Was Soutter going to release his new wines under the same old indistinctive label? No! Soutter would follow a textbook approach and revisit each of the familiar “4 Ps.”

The bold brand, label design, and merchandising program — which capture all the positive imagery of Australia under a superb trademark — were professionally developed by a brand design firm of Adelaide, Australia. Consumers like the distinctive kangaroo and are attracted by the catchy colors, deep yellow and black contrasting with each other and enhancing the wine color. Unlike so many of its competitors, this new brand identity passes the toughest batteries of name tests, and its typography — including brackets and lower cases — contributes to enhance its differentiation and make it a breeze to protect the trademark.

After the debacle of Carramar Estate, the winemaker’s credibility with American distributors was at a low point. Instead of being greedy or simply hardnosed, Soutter stuck to his bold business strategy to motivate his distribution channels. He offered W.J. Deutsch & Sons, one of the largest US wine importers, no less than a 50/50 association in the North-American distribution joint-venture.

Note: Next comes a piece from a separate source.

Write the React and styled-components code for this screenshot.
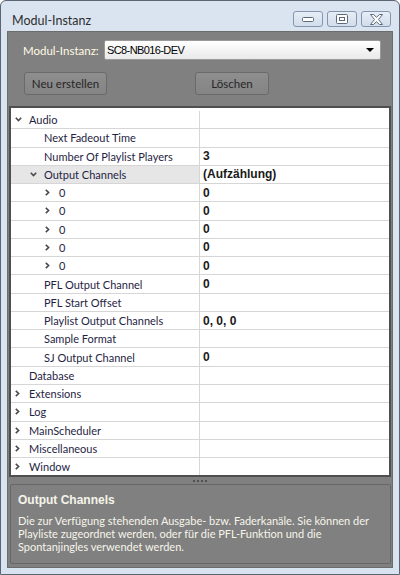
import React from "react";
import styled, {createGlobalStyle} from "styled-components";

const GlobalStyle = createGlobalStyle`
  html, body {
    margin: 0;
    padding: 0;
    background: #ffffff;
  }
  * {
    box-sizing: border-box;
  }
`;

const uiFont = `"Lato", "Noto Sans", sans-serif`;
const boldFont = `"Liberation Sans", Arial, sans-serif`;

const rows = [
    {level: 0, label: "Audio", toggle: "open"},
    {level: 1, label: "Next Fadeout Time"},
    {level: 1, label: "Number Of Playlist Players", value: "3"},
    {level: 1, label: "Output Channels", toggle: "open", value: "(Aufzählung)", selected: true},
    {level: 2, label: "0", toggle: "closed", value: "0"},
    {level: 2, label: "0", toggle: "closed", value: "0"},
    {level: 2, label: "0", toggle: "closed", value: "0"},
    {level: 2, label: "0", toggle: "closed", value: "0"},
    {level: 2, label: "0", toggle: "closed", value: "0"},
    {level: 1, label: "PFL Output Channel", value: "0"},
    {level: 1, label: "PFL Start Offset"},
    {level: 1, label: "Playlist Output Channels", value: "0, 0, 0"},
    {level: 1, label: "Sample Format"},
    {level: 1, label: "SJ Output Channel", value: "0"},
    {level: 0, label: "Database"},
    {level: 0, label: "Extensions", toggle: "closed"},
    {level: 0, label: "Log", toggle: "closed"},
    {level: 0, label: "MainScheduler", toggle: "closed"},
    {level: 0, label: "Miscellaneous", toggle: "closed"},
    {level: 0, label: "Window", toggle: "closed"},
];

function MinimizeIcon() {
    return (
        <svg width="14" height="7" viewBox="0 0 14 7">
            <rect x="1.5" y="1.5" width="11" height="4" rx="1" fill="#fff" stroke="#5d6a7c"/>
        </svg>
    );
}

function MaximizeIcon() {
    return (
        <svg width="12" height="10" viewBox="0 0 12 10">
            <rect x="0.5" y="0.5" width="11" height="9" rx="1" fill="#fff" stroke="#5d6a7c"/>
            <rect x="3.5" y="3.5" width="5" height="3" fill="none" stroke="#5d6a7c"/>
        </svg>
    );
}

function CloseIcon() {
    return (
        <svg width="15" height="11" viewBox="0 0 15 11">
            <polygon
                points="1.5,0.5 4.5,0.5 7.5,3.3 10.5,0.5 13.5,0.5 9.5,5.5 13.5,10.5 10.5,10.5 7.5,7.7 4.5,10.5 1.5,10.5 5.5,5.5"
                fill="#fff"
                stroke="#5d6a7c"
                strokeLinejoin="round"
            />
        </svg>
    );
}

function Chevron({open}) {
    return open ? (
        <svg width="7" height="5" viewBox="0 0 7 5">
            <path d="M0.8 0.8 L3.5 3.6 L6.2 0.8" fill="none" stroke="#4a4a4a" strokeWidth="1.6"/>
        </svg>
    ) : (
        <svg width="5" height="7" viewBox="0 0 5 7">
            <path d="M0.8 0.8 L3.6 3.5 L0.8 6.2" fill="none" stroke="#4a4a4a" strokeWidth="1.6"/>
        </svg>
    );
}

export default function App() {
    return (
        <>
            <GlobalStyle/>
            <WindowFrame>
                <TitleBar>
                    <Title>Modul-Instanz</Title>
                    <Caption>
                        <CaptionButton><MinimizeIcon/></CaptionButton>
                        <CaptionButton><MaximizeIcon/></CaptionButton>
                        <CaptionButton><CloseIcon/></CaptionButton>
                    </Caption>
                </TitleBar>
                <Client>
                    <Header>
                        <InstanceRow>
                            <FieldLabel>Modul-Instanz:</FieldLabel>
                            <Select>
                                <span>SC8-NB016-DEV</span>
                                <DropArrow/>
                            </Select>
                        </InstanceRow>
                        <ButtonRow>
                            <Button $width={83}>Neu erstellen</Button>
                            <Button $width={74}>Löschen</Button>
                        </ButtonRow>
                    </Header>
                    <Grid>
                        {rows.map((row, i) => (
                            <Row key={i}>
                                <NameCell $level={row.level} $selected={row.selected}>
                                    <ToggleSlot>{row.toggle && <Chevron open={row.toggle === "open"}/>}</ToggleSlot>
                                    <span>{row.label}</span>
                                </NameCell>
                                <ValueCell>{row.value}</ValueCell>
                            </Row>
                        ))}
                    </Grid>
                    <Splitter>
                        <i/><i/><i/><i/>
                    </Splitter>
                    <HelpBox>
                        <HelpTitle>Output Channels</HelpTitle>
                        <HelpText>
                            Die zur Verfügung stehenden Ausgabe- bzw. Faderkanäle. Sie können der
                            Playliste zugeordnet werden, oder für die PFL-Funktion und die
                            Spontanjingles verwendet werden.
                        </HelpText>
                    </HelpBox>
                </Client>
            </WindowFrame>
        </>
    );
}

const WindowFrame = styled.div`
  width: 400px;
  height: 575px;
  border: 1px solid #5b6573;
  border-radius: 6px 6px 0 0;
  background: #dae4f1;
  display: flex;
  flex-direction: column;
  font-family: ${uiFont};
`;

const TitleBar = styled.div`
  height: 30px;
  display: flex;
  align-items: flex-start;
  justify-content: space-between;
  padding: 0 8px 0 11px;
`;

const Title = styled.div`
  font-size: 12.5px;
  color: #2e2e2e;
  margin-top: 12px;
`;

const Caption = styled.div`
  display: flex;
  gap: 4px;
  margin-top: 10px;
`;

const CaptionButton = styled.div`
  width: 30px;
  height: 16px;
  border: 1px solid #8595ad;
  border-radius: 3px;
  background: linear-gradient(#e6edf6, #d2ddeb);
  display: flex;
  align-items: center;
  justify-content: center;
`;

const Client = styled.div`
  margin: 0 6px;
  height: 537px;
  border: 1px solid #6c6c6c;
  background: #808080;
  display: flex;
  flex-direction: column;
`;

const Header = styled.div`
  height: 74px;
  padding: 8px 11px 0 15px;
`;

const InstanceRow = styled.div`
  display: flex;
  align-items: center;
  height: 20px;
`;

const FieldLabel = styled.div`
  width: 81px;
  font-size: 11.5px;
  color: #fffbe4;
`;

const Select = styled.div`
  flex: 1;
  height: 20px;
  border: 1px solid #9a9a9a;
  border-radius: 2px;
  background: linear-gradient(#ffffff, #e9e9e9);
  display: flex;
  align-items: center;
  justify-content: space-between;
  padding: 0 6px 0 2px;
  font-family: ${boldFont};
  font-size: 11px;
  letter-spacing: -0.6px;
  color: #000;
`;

const DropArrow = styled.div`
  width: 0;
  height: 0;
  border-left: 4px solid transparent;
  border-right: 4px solid transparent;
  border-top: 4px solid #000;
`;

const ButtonRow = styled.div`
  display: flex;
  gap: 88px;
  margin-top: 12px;
  padding-left: 1px;
`;

const Button = styled.div`
  width: ${p => p.$width}px;
  height: 23px;
  border: 1px solid #6a6a6a;
  border-radius: 3px;
  background: linear-gradient(#8e8e8e, #848484);
  display: flex;
  align-items: center;
  justify-content: center;
  font-size: 11.5px;
  color: #262626;
`;

const Grid = styled.div`
  height: 371px;
  margin: 0 1px 0 1px;
  border: 2px solid #4f4f4f;
  background: #ffffff;
  padding-top: 3px;
  overflow: hidden;
`;

const Row = styled.div`
  display: flex;
  height: 18.27px;
  border-bottom: 1px solid #d6d6d6;
  font-size: 11px;
`;

const NameCell = styled.div`
  width: 188px;
  display: flex;
  align-items: center;
  padding-left: ${p => 3 + p.$level * 15}px;
  background: ${p => (p.$selected ? "#e6e6e6" : "transparent")};
  color: #1f2444;
  white-space: nowrap;
`;

const ToggleSlot = styled.div`
  width: 15px;
  display: flex;
  align-items: center;
  padding-left: 1px;
`;

const ValueCell = styled.div`
  flex: 1;
  border-left: 1px solid #d6d6d6;
  padding-left: 3px;
  display: flex;
  align-items: center;
  font-family: ${boldFont};
  font-weight: bold;
  font-size: 12px;
  color: #1a1a1a;
`;

const Splitter = styled.div`
  height: 7px;
  display: flex;
  justify-content: center;
  align-items: center;
  gap: 2px;

  i {
    width: 2px;
    height: 2px;
    background: #505050;
  }
`;

const HelpBox = styled.div`
  height: 80px;
  margin: 0 1px 0 2px;
  border: 1px solid #676767;
  border-radius: 2px;
  padding: 8px 6px 0 7px;
  color: #f6f5ea;
`;

const HelpTitle = styled.div`
  font-family: ${boldFont};
  font-weight: bold;
  font-size: 12px;
  line-height: 14px;
  margin-bottom: 8px;
`;

const HelpText = styled.div`
  font-size: 11px;
  line-height: 12.8px;
`;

W.J. Deutsch imports the popular French label Georges Duboeuf, known for its Beaujolais Nouveau, and the partnership immediately gives Yellow Tail access to distribution networks in 44 states.

From a project management perspective, it is worth mentioning that the launch was nicely planned and helped build enthusiasm in the take-off phase. Indeed, retailers received the brightly colored branded displays on time to promote the new label and support a successful introduction at the point of sale.

John Soutter expected to sell 25,000 cases in 2001, the first year Yellow Tail would hit the market. Cautious but lucky, he got all his projections wrong as the wine sold 9 times as much! With its bold branding, a good product and a very affordable price, the bottles with the fancy kangaroo leapt off the shelf. The first batches sold out so quickly that extra cases had to be shipped by plane, at considerable expense. Production could not follow either. Not only was the equipment insufficient but additional quantities of wine had to be bought on the bulk market, further cutting into Casella’s thin margins, estimated at 75 cents per bottle. Nonetheless, Casella Wines sold 200,000 cases of Yellow Tail wines in 2001, and 2.2 million the following year. They have now invested in a $2.5 million bottling line to reach their goal of 4 million cases for 2003.

There is little doubt that luck helped make Yellow Tail so incredibly successful, but the Australian brand is nonetheless a benchmark. The characteristics of this resounding business development success calls for some strategic reflections throughout the industry, from the garage wineries to the boardroom of groups nurturing a portfolio of wine brands; some of which have already dropped their prices in the below-$10 segment.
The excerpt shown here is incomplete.